How do PCB vias affect signal quality?

I'm a novice when it comes to higher speed signals, but it just so happens I was researching signal integrity when you asked the question. One source I am referencing is Right the First Time by Lee Ritchey. You will want to check out chapter 25, Right Angle Bends and Vias: Potential Sources of Reflections and Other Problems.

I don't believe the vias will cause any problems in your design. Here is an excerpt from the source:

Vias, when used in traces, are capacitive, not inductive. The capacitance value of a via is small compared to the capacitance of a trace (3.5pF/inch for 50Ω). In general, vias are not visible to signals with edge rates slower than 0.3 ns.

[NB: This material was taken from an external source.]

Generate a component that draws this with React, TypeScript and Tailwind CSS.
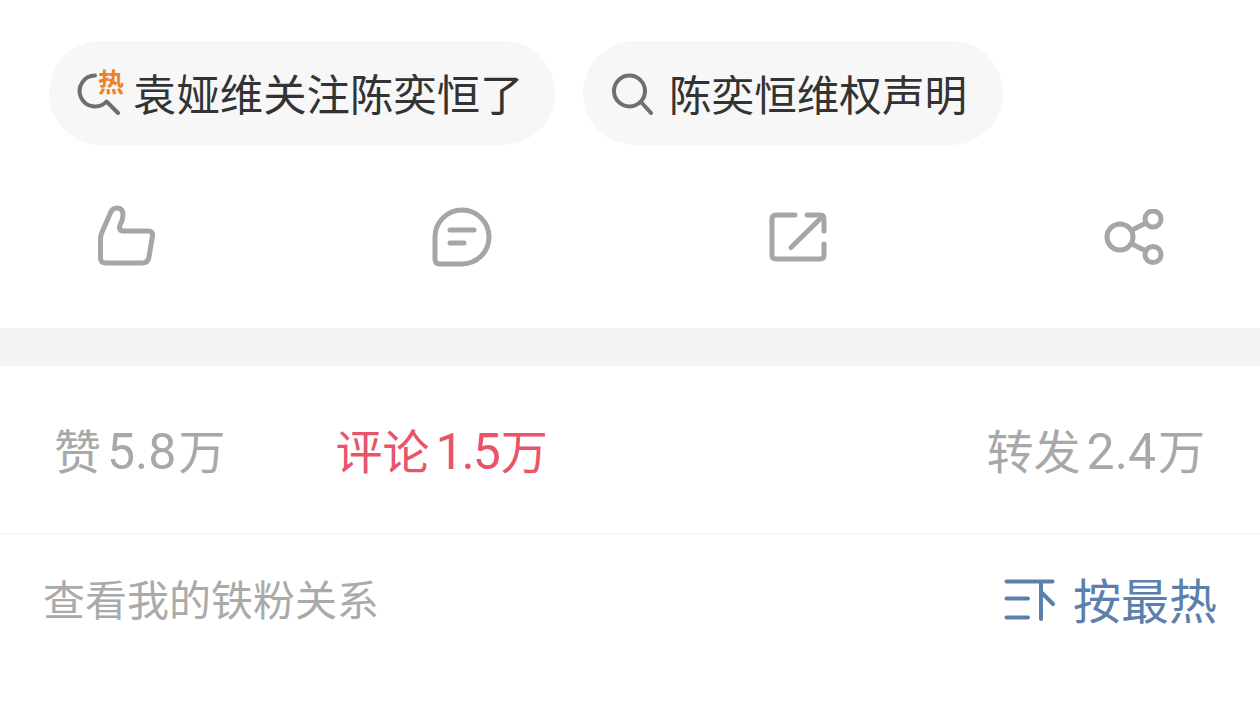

The chapter goes on to discuss reflections due to PCB layer impedance mismatches, however this appears to be a case when manufacturing tolerances are not met.


300mV is a lot for a 3.3V bus. Vias will not cause a problem as a via only adds a few nH of inductance and if the capacitance on either end is lower than 100pF and a trace that short would be under 0.1Ω which would make an RLC resonator at around 1GHz, and you won't see it.

Transmission line effects don't become noticeable until 50MHz, so 4Mhz should be fine.

The most common problem on two layer boards is common mode noise from improper grounding (daisy chaining grounds) and common mode noise. So I would first look at the grounding system in the design, make sure that currents don't create common mode noise through small traces that are daisy chained.

The other problem might be with grounding and where the scope ground is placed.


The issue is not the SPI clock being too high frequency (4 MHz). It could be 0.1 Hz and the signal edges would still ring, as it's the edge rate that defines the bandwidth. Typically microcontroller IO pins are moderately strong, and can drive for example a 30pF capacitive load with 4ns rise time or 10pF capacitive load with 2.5nS rise time. That's strong enough to drive 100-120MHz signals out from a MCU, according to STM32F207 datasheet.

What you may be missing is that if your MCU does not have settable pin drive strength, you can slow down the rise/fall times to sane levels by putting for example 33 ohms series terminating resistors at the device that is driving the pins. This way the edges need less bandwidth and there is less ringing. 4MHz SPI running for 5cm of length should not be an issue, but do check what rise/fall times your chips need to work.

Another issue is that your oscilloscope might show ringing for signals just because the scope or probes have 100MHz BW limit and signal edges are fast enough to go over 100MHz BW limit.